7. Each pixel on a computer monitor can display any of 256 different intensities of red, 256 intensities of green, and and 256 intensities of blue. This monitor has a resolution of 1600x1200 pixels, and a refresh rate of 80 Hz.

   A) How many bits have to be stored for each pixel?

   24: log₂256 = 8 for each of the red, green, and blue primaries.

   B) How big must the display buffer be to hold one complete image for the monitor screen? Express your answer in bytes, kilobytes, and megabytes.

   1600 * 1200 * 3 (24 bits is three bytes) = 5,760,000 bytes.
   5,7600,000 / 1,024 = 5,625.0 KB
   5,625 / 1,024 = 5.493 MB

   C) How much time do the electron beams spend at each pixel position on each refresh cycle? Give your answer in nanoseconds. Ignore the time the beams spend moving from scan line to scan line and from the bottom of the screen to the top.

   1600 * 1200 (pixels) * 80 refresh cycles per second = 153,600,000 pixels per second. The reciprocal is 6.510E-09, or 6.51 nsec per pixel.

8. A certain computer can have up to 2 GB (gigabytes) of memory. How many bits must be used for a memory address for this amount of memory? Assume this is a byte-addressable memory.

   2 GB is 2¹ * 2³⁰ = 2³¹ bytes. So it would take 31 yes/no questions to determine which byte to read or write. Since a memory address is a number that specifies which byte to read or write, addresses must be 31 bits.

9. If you have not already done so, download and install the CircuitMaker software on your PC. Click on this link to get to a web page that gives you a link for downloading the program and instructions for using it.

   Assemble and simulate the circuit below using CircuitMaker. You can find all the devices in this circuit (Hex Keypad, Hex Display, Digital Switches, and 2-input OR gates) on the Hotkeys menu.

   Use the Discussion Board for the course if you have any problems using CircuitMaker for this assignment.

   You will receive up to three extra credit points for the course if you ask and/or answer questions on the Discussion Board. The more you use the board and the better the quality of your questions and answers, the more points you can earn.

   But just giving the answers to homework questions will subtract from your extra credit points!

   

   Attach your .ckt file to your mail message when you submit this assignment, and answers the following questions in your message body:

   • What happens each time you click on the Keypad device (KPD1)?

     The number displayed increases by one. When it gets to 0xF (Hexadecimal F), it then wraps around to zero. The Hex display always shows the same value as the keypad.
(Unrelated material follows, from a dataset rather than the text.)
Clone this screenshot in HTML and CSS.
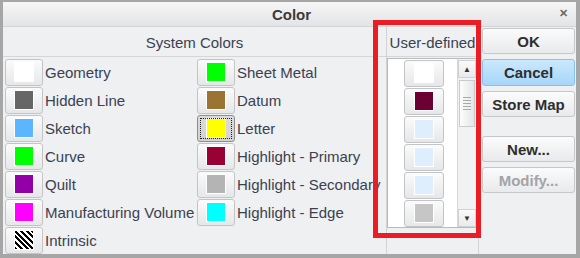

   • What happens if you type a digit on the keyboard when KPD1 is selected?

     The It takes on whatever value you type. The Hex display changes too.
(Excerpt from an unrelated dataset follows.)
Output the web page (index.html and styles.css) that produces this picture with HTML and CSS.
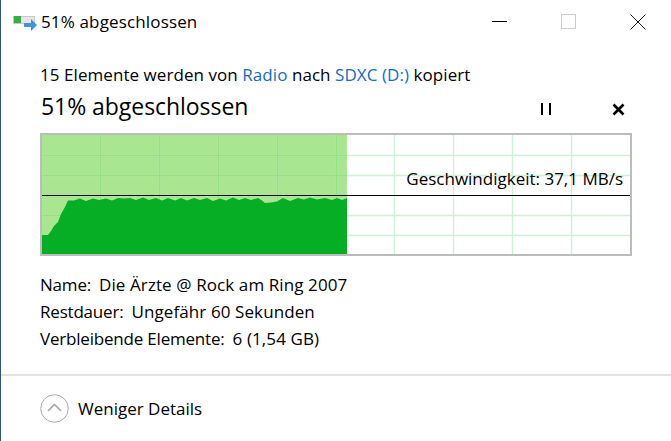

   • What happens to the circuit if you click switch V1 so it is on instead of off and you change the value of KPD1?

     Switch V1 is connected through an OR gate to the "1" input of the Hex display, so the Hex display always shows odd-numbered values.

   • Set KPD1 to '0' and change the settings of all four switches in various combinations. What happens?

     The switches can be used in various combinations to cause any value to show in the hex display.

   • Set KPD1 to '8' and change the values of the switches. What happens?

     The display always shows a value between 0x8 and 0xF.

   • Write a succinct paragraph that describes this circuit and its behavior.

     Either the hex keypad or the switches can be used to set the values of the four inputs to the hex display. The hex display shows the hexadecimal representation of the four-bit binary number connectied to its inputs.

   • What would happen if you changed the OR gates to AND gates?

     In order for an input to the hex display to be a one, both the corresponding switch and the the corresponding output from the hex keypad would have to be 1.